Beschermde monumentale zaken, die zijn ingeschreven in het register als bedoeld in artikel 6 van de Monumentenwet of die zijn geregistreerd op een lijst van monumenten, op grond van een Monumentenverordening van de Provincie Noord-Brabant, worden door het college niet op de in dit artikel bedoelde lijst geplaatst.
Artikel 27 Aanwijzings- en rgistratieprocedure
Artikel 4 tot en met 8 zijn van overeenkomstige toepassing met dien verstande dat voor het
beschermd(e) gemeentelijk(e) monument moet worden gelezen “de beschermde gemeentelijke monumentale zaak” en voor de gemeentelijke monumentenlijst moet worden gelezen “de gemeentelijke lijst monumentale zaken”.
Het is verboden zonder omgevingsvergunning van het bevoegd gezag of in strijd met bij zodanige omgevingsvergunning gestelde nadere regels:a. een gemeentelijke monumentale zaak, als bedoeld in artikel 1 onder 8, af te breken, te verstoren, te verplaatsen of in enig opzicht te wijzigen;b. een gemeentelijke monumentale zaak te herstellen, te gebruiken of te laten gebruiken op een dusdanige wijze, dat het wordt ontsierd, in gevaar wordt gebracht of in strijd wordt gehandeld met de bepalingen van het eventueel daarop van toepassing zijnde beeldkwaliteitplan.
Hoofdstuk 8 Overige bepalingen
Indien en voor zover blijkt dat een belanghebbende schade lijdt of zal lijden, die redelijkerwijze niet of niet geheel te zijnen laste behoort te blijven, kent het bevoegd gezag hem op zijn aanvraag een naar billijkheid te bepalen tegemoetkoming toe, indien de schade in relatie staat tot: a. de weigering van het bevoegd gezag een omgevingsvergunning als bedoeld in artikel 9, artikel 21 en artikel 28 te verlenen;b. de voorschriften door het bevoegd gezag verbonden aan een omgevingsvergunning als bedoeld in artikel 9;c. de nadere regels door het bevoegd gezag verbonden aan een omgevingsvergunning als bedoeld in artikel 9, artikel 24, derde lid en artikel 28;d. een aanwijzing als bedoeld in artikel 27, tweede lid, tweede volzin.e. de veroorzaakte schade door een maatregel als bedoeld in artikel 57, tweede lid (Monumentenwet 1988).
Hij, die handelt in strijd met de artikelen 9, 21, 24, 27 en / of artikel 28 van deze verordening wordt gestraft met een geldboete van de tweede categorie of een hechtenis van maximaal drie maanden.

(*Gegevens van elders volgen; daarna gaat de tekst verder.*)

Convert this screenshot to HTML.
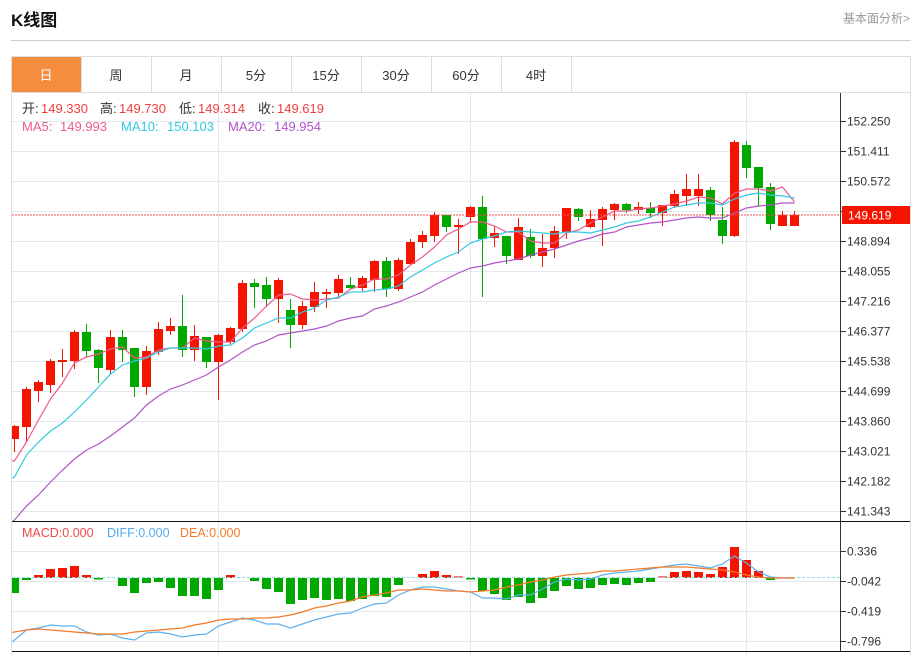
<!DOCTYPE html>
<html lang="zh"><head><meta charset="utf-8"><title>K线图</title>
<style>
html,body{margin:0;padding:0;background:#fff;width:923px;height:655px;overflow:hidden}
svg{display:block;font-family:"Liberation Sans","Noto Sans CJK SC",sans-serif}
</style></head><body>
<svg width="923" height="655" viewBox="0 0 923 655" xmlns="http://www.w3.org/2000/svg">
<defs><clipPath id="c1"><rect x="12" y="93" width="828" height="428"/></clipPath><clipPath id="c2"><rect x="12" y="522" width="828" height="129"/></clipPath></defs>
<text x="11" y="26" font-size="17" font-weight="bold" fill="#111">K线图</text>
<text x="843" y="22.500" font-size="12" fill="#999">基本面分析&gt;</text>
<path d="M11 40.5H911" stroke="#ccc" fill="none"/>
<!-- tabs -->
<path d="M11.5 56.5H910.5V655M11.5 56.5V655M11 92.5H911" stroke="#ddd" fill="none"/>
<rect x="12" y="57" width="69" height="35" rx="1" fill="#f58d3e"/>
<path d="M151.5 57V92M221.5 57V92M291.5 57V92M361.5 57V92M431.5 57V92M501.5 57V92M571.5 57V92" stroke="#ddd" fill="none"/>
<path d="M81.5 57V92" stroke="#ddd" fill="none"/>
<g font-size="13" fill="#333" text-anchor="middle">
<text x="46" y="80" fill="#fff">日</text><text x="116" y="80">周</text><text x="186" y="80">月</text><text x="256" y="80">5分</text><text x="326" y="80">15分</text><text x="396" y="80">30分</text><text x="466" y="80">60分</text><text x="536" y="80">4时</text>
</g>
<!-- grid -->
<path d="M12 121.5H840M12 151.5H840M12 181.5H840M12 211.5H840M12 241.5H840M12 271.5H840M12 301.5H840M12 331.5H840M12 361.5H840M12 391.5H840M12 421.5H840M12 451.5H840M12 481.5H840M12 511.5H840M12 551.5H840M12 581.5H840M12 611.5H840M12 641.5H840" stroke="#e3e9ef" fill="none"/>
<path d="M218.5 93V655M470.5 93V655M746.5 93V655" stroke="#dfe9f2" fill="none"/>
<!-- candles -->
<g clip-path="url(#c1)">
<path fill="none" stroke="#f51400" d="M14.5 425V452M26.5 387V442M38.5 380V402M50.5 359V393M62.5 349V377M74.5 330V369M110.5 330V375M146.5 346V395M158.5 322V355M170.5 318V335M194.5 325V361M218.5 334V400M230.5 327V344M242.5 280V332M278.5 278V323M302.5 301V329M314.5 282V312M326.5 289V308M338.5 275V297M362.5 276V291M374.5 260V292M398.5 258V291M410.5 239V265M422.5 231V248M434.5 212V242M458.5 219V254M470.5 206V223M494.5 226V247M518.5 218V260M542.5 234V267M554.5 226V258M566.5 208V239M590.5 210V228M602.5 207V246M614.5 203V220M638.5 202V214M662.5 205V226M674.5 190V208M686.5 174V206M698.5 174V206M734.5 140V237M782.5 211V226M794.5 211V226"/>
<path fill="none" stroke="#00a800" d="M86.5 324V357M98.5 349V383M122.5 330V362M134.5 348V397M182.5 295V357M206.5 337V368M254.5 279V308M266.5 277V307M290.5 299V348M350.5 277V289M386.5 257V297M446.5 215V232M482.5 196V297M506.5 236V264M530.5 229V258M578.5 208V221M626.5 203V213M650.5 202V218M710.5 187V221M722.5 207V244M746.5 141V178M758.5 167V207M770.5 183V230"/>
<path fill="#f51400" d="M10 426h9v13h-9zM22 389h9v38h-9zM34 382h9v9h-9zM46 361h9v24h-9zM58 360h9v2h-9zM70 332h9v29h-9zM106 337h9v33h-9zM142 351h9v36h-9zM154 329h9v23h-9zM166 326h9v5h-9zM190 336h9v14h-9zM214 335h9v27h-9zM226 328h9v14h-9zM238 283h9v46h-9zM274 280h9v19h-9zM298 306h9v19h-9zM310 292h9v15h-9zM322 292h9v2h-9zM334 279h9v14h-9zM358 278h9v10h-9zM370 261h9v19h-9zM394 260h9v29h-9zM406 242h9v22h-9zM418 235h9v7h-9zM430 215h9v21h-9zM454 225h9v2h-9zM466 207h9v10h-9zM490 233h9v5h-9zM514 227h9v33h-9zM538 248h9v8h-9zM550 231h9v17h-9zM562 208h9v24h-9zM586 219h9v8h-9zM598 209h9v11h-9zM610 204h9v6h-9zM634 207h9v3h-9zM658 205h9v8h-9zM670 194h9v12h-9zM682 189h9v7h-9zM694 189h9v7h-9zM730 142h9v94h-9zM778 215h9v11h-9zM790 215h9v11h-9z"/>
<path fill="#00a800" d="M82 332h9v19h-9zM94 350h9v18h-9zM118 337h9v13h-9zM130 348h9v39h-9zM178 326h9v24h-9zM202 337h9v25h-9zM250 283h9v4h-9zM262 285h9v14h-9zM286 310h9v15h-9zM346 285h9v3h-9zM382 261h9v28h-9zM442 215h9v12h-9zM478 207h9v32h-9zM502 236h9v20h-9zM526 237h9v19h-9zM574 209h9v8h-9zM622 204h9v6h-9zM646 208h9v5h-9zM706 190h9v25h-9zM718 220h9v16h-9zM742 145h9v23h-9zM754 167h9v21h-9zM766 187h9v37h-9z"/>
<polyline fill="none" stroke="#ee5a8d" stroke-width="1.2" points="12,461 14.5,461 26.5,442 38.5,420 50.5,399 62.5,383 74.5,363 86.5,357 98.5,354 110.5,349 122.5,347 134.5,358 146.5,357 158.5,350 170.5,348 182.5,348 194.5,338 206.5,341 218.5,342 230.5,342 242.5,328 254.5,318 266.5,306 278.5,295 290.5,294 302.5,299 314.5,300 326.5,299 338.5,298 350.5,289 362.5,285 374.5,279 386.5,279 398.5,275 410.5,265 422.5,257 434.5,247 446.5,235 458.5,229 470.5,222 482.5,222 494.5,226 506.5,232 518.5,232 530.5,241 542.5,243 554.5,243 566.5,233 578.5,230 590.5,223 602.5,217 614.5,211 626.5,211 638.5,209 650.5,208 662.5,206 674.5,204 686.5,201 698.5,197 710.5,198 722.5,204 734.5,193 746.5,189 758.5,189 770.5,191 782.5,187 794.5,202"/>
<polyline fill="none" stroke="#33c9e0" stroke-width="1.2" points="12,478 14.5,477 26.5,455 38.5,442 50.5,431 62.5,423 74.5,412 86.5,400 98.5,387 110.5,374 122.5,365 134.5,361 146.5,358 158.5,352 170.5,348 182.5,348 194.5,348 206.5,349 218.5,346 230.5,345 242.5,338 254.5,328 266.5,323 278.5,318 290.5,318 302.5,312 314.5,308 326.5,300 338.5,297 350.5,292 362.5,292 374.5,290 386.5,289 398.5,286 410.5,277 422.5,270 434.5,263 446.5,257 458.5,252 470.5,243 482.5,239 494.5,236 506.5,232 518.5,231 530.5,232 542.5,233 554.5,234 566.5,232 578.5,232 590.5,233 602.5,230 614.5,227 626.5,223 638.5,221 650.5,217 662.5,212 674.5,207 686.5,205 698.5,203 710.5,203 722.5,205 734.5,199 746.5,195 758.5,193 770.5,195 782.5,196 794.5,198"/>
<polyline fill="none" stroke="#b055c8" stroke-width="1.2" points="12,522 14.5,520 26.5,506 38.5,495 50.5,482 62.5,470 74.5,459 86.5,450 98.5,444 110.5,436 122.5,427 134.5,418 146.5,405 158.5,396 170.5,389 182.5,385 194.5,380 206.5,375 218.5,367 230.5,360 242.5,352 254.5,345 266.5,341 278.5,335 290.5,333 302.5,331 314.5,329 326.5,326 338.5,321 350.5,318 362.5,316 374.5,309 386.5,306 398.5,302 410.5,297 422.5,292 434.5,285 446.5,279 458.5,273 470.5,268 482.5,266 494.5,263 506.5,261 518.5,259 530.5,255 542.5,252 554.5,249 566.5,245 578.5,241 590.5,238 602.5,234 614.5,232 626.5,227 638.5,225 650.5,223 662.5,222 674.5,220 686.5,218 698.5,217 710.5,218 722.5,218 734.5,213 746.5,208 758.5,206 770.5,205 782.5,203 794.5,203"/>
</g>
<path d="M12 215H840" stroke="#f05050" stroke-width="1" stroke-dasharray="2 1" fill="none"/>
<!-- info text -->
<g font-size="13">
<g fill="#333"><text x="22" y="113">开:</text><text x="100" y="113">高:</text><text x="179" y="113">低:</text><text x="258" y="113">收:</text></g>
<g fill="#f43c3c"><text x="41" y="113">149.330</text><text x="119" y="113">149.730</text><text x="198" y="113">149.314</text><text x="277" y="113">149.619</text></g>
<g fill="#ee5a8d"><text x="22" y="131">MA5:</text><text x="60" y="131">149.993</text></g>
<g fill="#33c9e0"><text x="121" y="131">MA10:</text><text x="167" y="131">150.103</text></g>
<g fill="#b055c8"><text x="228" y="131">MA20:</text><text x="274" y="131">149.954</text></g>
</g>
<!-- lower pane -->
<path d="M12 521.5H910M12 651.5H910" stroke="#111" fill="none"/>
<g clip-path="url(#c2)">
<path fill="#f51400" d="M34 575h9v3h-9zM46 569h9v9h-9zM58 568h9v10h-9zM70 566h9v12h-9zM82 575h9v3h-9zM226 575h9v3h-9zM418 574h9v4h-9zM430 571h9v7h-9zM442 575h9v3h-9zM670 572h9v6h-9zM682 571h9v7h-9zM694 572h9v6h-9zM706 574h9v4h-9zM718 567h9v11h-9zM730 547h9v31h-9zM742 560h9v18h-9zM754 571h9v7h-9z"/>
<path fill="#f87a72" d="M454 576h9v2h-9zM658 576h9v2h-9z"/>
<path fill="#00a800" d="M10 578h9v15h-9zM22 578h9v2h-9zM94 578h9v1.500h-9zM118 578h9v8h-9zM130 578h9v15h-9zM142 578h9v5h-9zM154 578h9v4h-9zM166 578h9v10h-9zM178 578h9v18h-9zM190 578h9v18h-9zM202 578h9v21h-9zM214 578h9v12h-9zM250 578h9v3h-9zM262 578h9v11h-9zM274 578h9v14h-9zM286 578h9v26h-9zM298 578h9v22h-9zM310 578h9v20h-9zM322 578h9v22h-9zM334 578h9v21h-9zM346 578h9v23h-9zM358 578h9v21h-9zM370 578h9v18h-9zM382 578h9v19h-9zM394 578h9v7h-9zM466 578h9v1.500h-9zM478 578h9v13h-9zM490 578h9v16h-9zM502 578h9v22h-9zM514 578h9v19h-9zM526 578h9v25h-9zM538 578h9v20h-9zM550 578h9v13h-9zM562 578h9v8h-9zM574 578h9v11h-9zM586 578h9v10h-9zM598 578h9v7h-9zM610 578h9v6h-9zM622 578h9v7h-9zM634 578h9v5h-9zM646 578h9v4h-9zM766 578h9v2h-9z"/>
<path d="M12 577.5H840" stroke="#8fdcec" stroke-dasharray="3 2" fill="none"/>
<polyline fill="none" stroke="#5fb0ee" stroke-width="1.2" points="12,642 14.5,640 26.5,630 38.5,628 50.5,625 62.5,626 74.5,626 86.5,632 98.5,635 110.5,634 122.5,638 134.5,640 146.5,633 158.5,632 170.5,634 182.5,637 194.5,635 206.5,634 218.5,626 230.5,622 242.5,618 254.5,620 266.5,624 278.5,624 290.5,628 302.5,624 314.5,620 326.5,617 338.5,614 350.5,613 362.5,608 374.5,604 386.5,603 398.5,595 410.5,590 422.5,587 434.5,587 446.5,589 458.5,591 470.5,592 482.5,598 494.5,598 506.5,599 518.5,595 530.5,595 542.5,589 554.5,582 566.5,579 578.5,580 590.5,579 602.5,575 614.5,573 626.5,572 638.5,571 650.5,569 662.5,567 674.5,565 686.5,564 698.5,566 710.5,568 722.5,564 734.5,556 746.5,563 758.5,572 770.5,577 782.5,578 794.5,578"/>
<polyline fill="none" stroke="#f47a2a" stroke-width="1.2" points="12,632.500 14.5,632 26.5,630 38.5,629 50.5,630 62.5,631 74.5,632 86.5,633 98.5,634 110.5,634 122.5,634 134.5,632 146.5,631 158.5,630 170.5,629 182.5,628 194.5,625 206.5,623 218.5,620 230.5,619 242.5,619 254.5,618 266.5,618 278.5,617 290.5,615 302.5,612 314.5,608 326.5,606 338.5,603 350.5,601 362.5,597 374.5,595 386.5,593 398.5,590 410.5,590 422.5,589 434.5,590 446.5,591 458.5,591 470.5,592 482.5,591 494.5,590 506.5,587 518.5,585 530.5,582 542.5,580 554.5,577 566.5,575 578.5,574 590.5,573 602.5,571 614.5,571 626.5,570 638.5,569 650.5,568 662.5,567 674.5,567 686.5,567 698.5,568 710.5,569 722.5,570 734.5,572 746.5,575 758.5,577 770.5,578 782.5,578 794.5,578"/>
</g>
<g font-size="12.500">
<text x="22" y="537" fill="#ef4a4a">MACD:0.000</text>
<text x="107" y="537" fill="#55aaee">DIFF:0.000</text>
<text x="180" y="537" fill="#f47a2a">DEA:0.000</text>
</g>
<!-- axis -->
<path d="M840.5 93V651" stroke="#333" fill="none"/>
<path d="M841 121.500h5M841 151.500h5M841 181.500h5M841 211.500h5M841 241.500h5M841 271.500h5M841 301.500h5M841 331.500h5M841 361.500h5M841 391.500h5M841 421.500h5M841 451.500h5M841 481.500h5M841 511.500h5M841 551.500h5M841 581.500h5M841 611.500h5M841 641.500h5" stroke="#333" fill="none"/>
<g font-size="12" fill="#333">
<text x="847" y="125.500">152.250</text><text x="847" y="155.500">151.411</text><text x="847" y="185.500">150.572</text><text x="847" y="245.500">148.894</text><text x="847" y="275.500">148.055</text><text x="847" y="305.500">147.216</text><text x="847" y="335.500">146.377</text><text x="847" y="365.500">145.538</text><text x="847" y="395.500">144.699</text><text x="847" y="425.500">143.860</text><text x="847" y="455.500">143.021</text><text x="847" y="485.500">142.182</text><text x="847" y="515.500">141.343</text>
<text x="847" y="555.500">0.336</text><text x="847" y="585.500">-0.042</text><text x="847" y="615.500">-0.419</text><text x="847" y="645.500">-0.796</text>
</g>
<rect x="842" y="206" width="68" height="18" fill="#f51400"/>
<text x="848" y="219.500" font-size="12" fill="#fff">149.619</text>
</svg>
</body></html>
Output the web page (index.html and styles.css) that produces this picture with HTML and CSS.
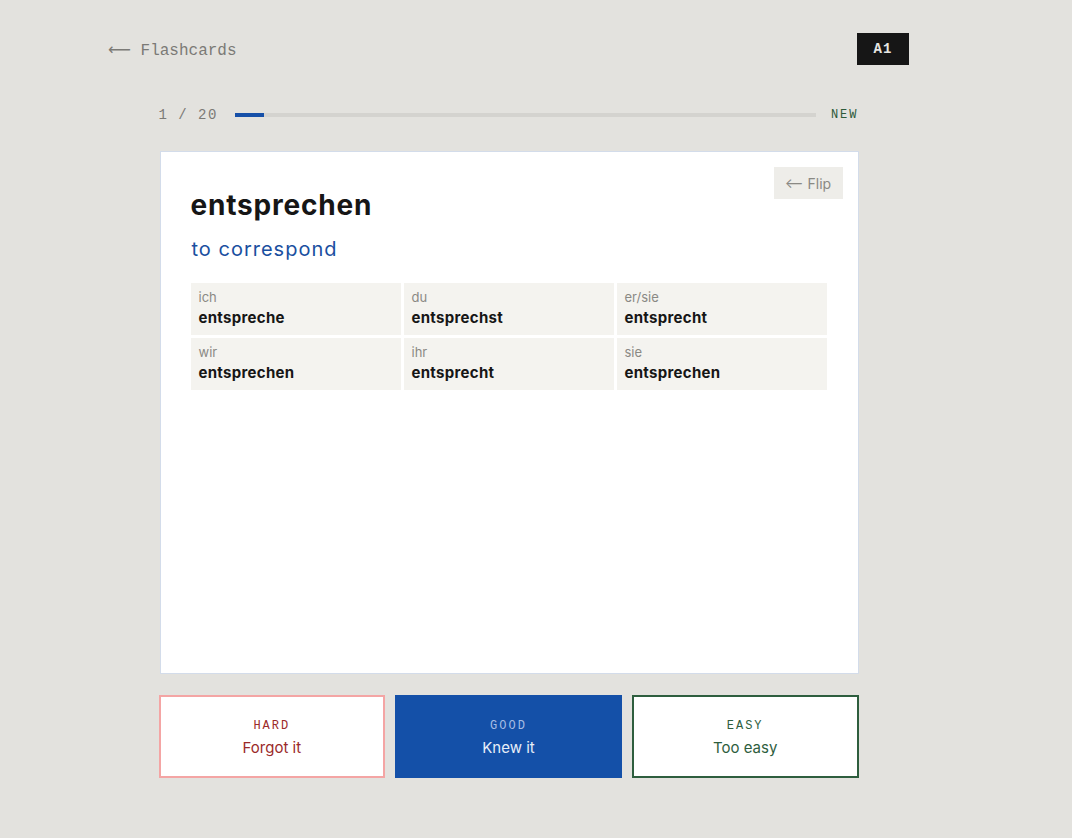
FILE: index.html
```html
<!DOCTYPE html>
<html lang="en">
<head>
    <meta charset="UTF-8">
    <meta name="viewport" content="width=device-width, initial-scale=1.0">
    <title>Flashcards</title>
    <link rel="stylesheet" href="styles.css">
</head>
<body>
    <div class="page">
        <header class="topbar">
            <a class="back" href="#"><span class="back-arrow">&#10229;</span> Flashcards</a>
            <span class="level">A1</span>
        </header>

        <main class="session">
            <div class="progress">
                <span class="count">1 / 20</span>
                <div class="track"><div class="fill" style="width: 5%;"></div></div>
                <span class="state">NEW</span>
            </div>

            <div class="card">
                <button class="flip">&#10229; Flip</button>
                <h1 class="word">entsprechen</h1>
                <p class="meaning">to correspond</p>

                <div class="conj">
                    <div class="cell"><span class="pron">ich</span><span class="form">entspreche</span></div>
                    <div class="cell"><span class="pron">du</span><span class="form">entsprechst</span></div>
                    <div class="cell"><span class="pron">er/sie</span><span class="form">entsprecht</span></div>
                    <div class="cell"><span class="pron">wir</span><span class="form">entsprechen</span></div>
                    <div class="cell"><span class="pron">ihr</span><span class="form">entsprecht</span></div>
                    <div class="cell"><span class="pron">sie</span><span class="form">entsprechen</span></div>
                </div>
            </div>

            <div class="grades">
                <button class="grade hard"><span class="tag">HARD</span><span class="desc">Forgot it</span></button>
                <button class="grade good"><span class="tag">GOOD</span><span class="desc">Knew it</span></button>
                <button class="grade easy"><span class="tag">EASY</span><span class="desc">Too easy</span></button>
            </div>
        </main>
    </div>
</body>
</html>
```

FILE: styles.css
```css
body {
    margin: 0;
    background-color: #e3e2de;
    font-family: Inter, "Noto Sans", sans-serif;
    color: #161616;
}
.page {
    width: 801px;
    margin-left: 108px;
    padding-top: 33px;
}
.topbar {
    display: flex;
    justify-content: space-between;
    align-items: center;
    height: 32px;
}
.back {
    font-family: "Liberation Mono", "DejaVu Sans Mono", monospace;
    font-size: 16px;
    color: #7b7a76;
    text-decoration: none;
    padding-top: 2px;
}
.back-arrow {
    font-family: "DejaVu Sans", sans-serif;
    font-size: 16px;
}
.level {
    display: flex;
    align-items: center;
    justify-content: center;
    width: 52px;
    height: 32px;
    background: #161616;
    color: #e6e6e2;
    font-family: "Liberation Mono", monospace;
    font-weight: bold;
    font-size: 14px;
    letter-spacing: 1px;
}
.session {
    width: 700px;
    margin: 0 auto;
    padding-top: 40px;
}
.progress {
    display: flex;
    align-items: center;
    height: 20px;
    font-family: "Liberation Mono", monospace;
}
.count {
    font-size: 14px;
    letter-spacing: 1.5px;
    color: #7b7a76;
    width: 76px;
}
.track {
    flex: 1;
    height: 4px;
    background: #d4d3cf;
}
.fill {
    height: 100%;
    background: #1650a8;
}
.state {
    margin-left: 15px;
    font-size: 12px;
    letter-spacing: 2px;
    color: #2d5a3a;
}
.card {
    position: relative;
    margin-top: 26px;
    margin-left: 1px;
    width: 699px;
    height: 523px;
    background: #fff;
    border: 1px solid #d3dcea;
    padding: 30px 30px 0 30px;
    box-sizing: border-box;
}
.flip {
    position: absolute;
    top: 15px;
    right: 15px;
    width: 69px;
    height: 32px;
    border: none;
    background: #eeede9;
    color: #8a8984;
    font-family: Inter, sans-serif;
    font-size: 14px;
    padding: 0;
    cursor: pointer;
}
.word {
    margin: 6px 0 0 0;
    font-size: 28px;
    font-weight: 700;
    line-height: 34px;
    letter-spacing: 0.8px;
    color: #161616;
}
.meaning {
    margin: 14px 0 0 1px;
    font-size: 20px;
    line-height: 26px;
    letter-spacing: 1px;
    color: #1a4fa0;
}
.conj {
    display: grid;
    grid-template-columns: repeat(3, 210px);
    gap: 3px;
    margin-top: 21px;
}
.cell {
    display: flex;
    flex-direction: column;
    background: #f4f3ef;
    height: 52px;
    padding: 6px 8px 0 8px;
    box-sizing: border-box;
}
.pron {
    font-size: 13px;
    line-height: 16px;
    color: #8a8984;
}
.form {
    margin-top: 3px;
    font-size: 15px;
    font-weight: 700;
    line-height: 20px;
    letter-spacing: 0.3px;
    color: #161616;
}
.grades {
    display: flex;
    gap: 10px;
    margin-top: 21px;
}
.grade {
    flex: 1;
    height: 83px;
    display: flex;
    flex-direction: column;
    align-items: center;
    justify-content: center;
    gap: 5px;
    border: 2px solid;
    background: #fff;
    cursor: pointer;
    padding: 2px 0 0 0;
}
.tag {
    font-family: "Liberation Mono", monospace;
    font-size: 12px;
    letter-spacing: 2px;
}
.desc {
    font-family: Inter, sans-serif;
    font-size: 15px;
}
.hard {
    border-color: #f4a5a4;
    color: #9b2a2a;
}
.good {
    border-color: #1450a8;
    background: #1450a8;
    color: #e8eef8;
}
.good .tag {
    color: #a6bde4;
}
.easy {
    border-color: #2e5e3e;
    color: #2e5e3e;
}
```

Overtreding van artikelen 9, 21, 24, 27 en/of 28 van deze verordening kan bovendien worden gestraft met openbaarmaking van de rechterlijke uitspraak.
Artikel 33 Intrekken oude regeling
De monumentenverordening Bergeijk 2011, vastgesteld bij besluit van de Gemeenteraad van 29 september 2011, wordt ingetrokken.
Voor zover deze verordening betrekking heeft op beschermde gemeentelijke monumenten, beschermde gemeentelijke dorps- fo stadsgezichten, beschermde gemeentelijke monumentale zaken en archeologische verwachtingsgebieden treedt zij in werking op de eerste na het verstrijken van een termijn van zes weken na bekendmaking.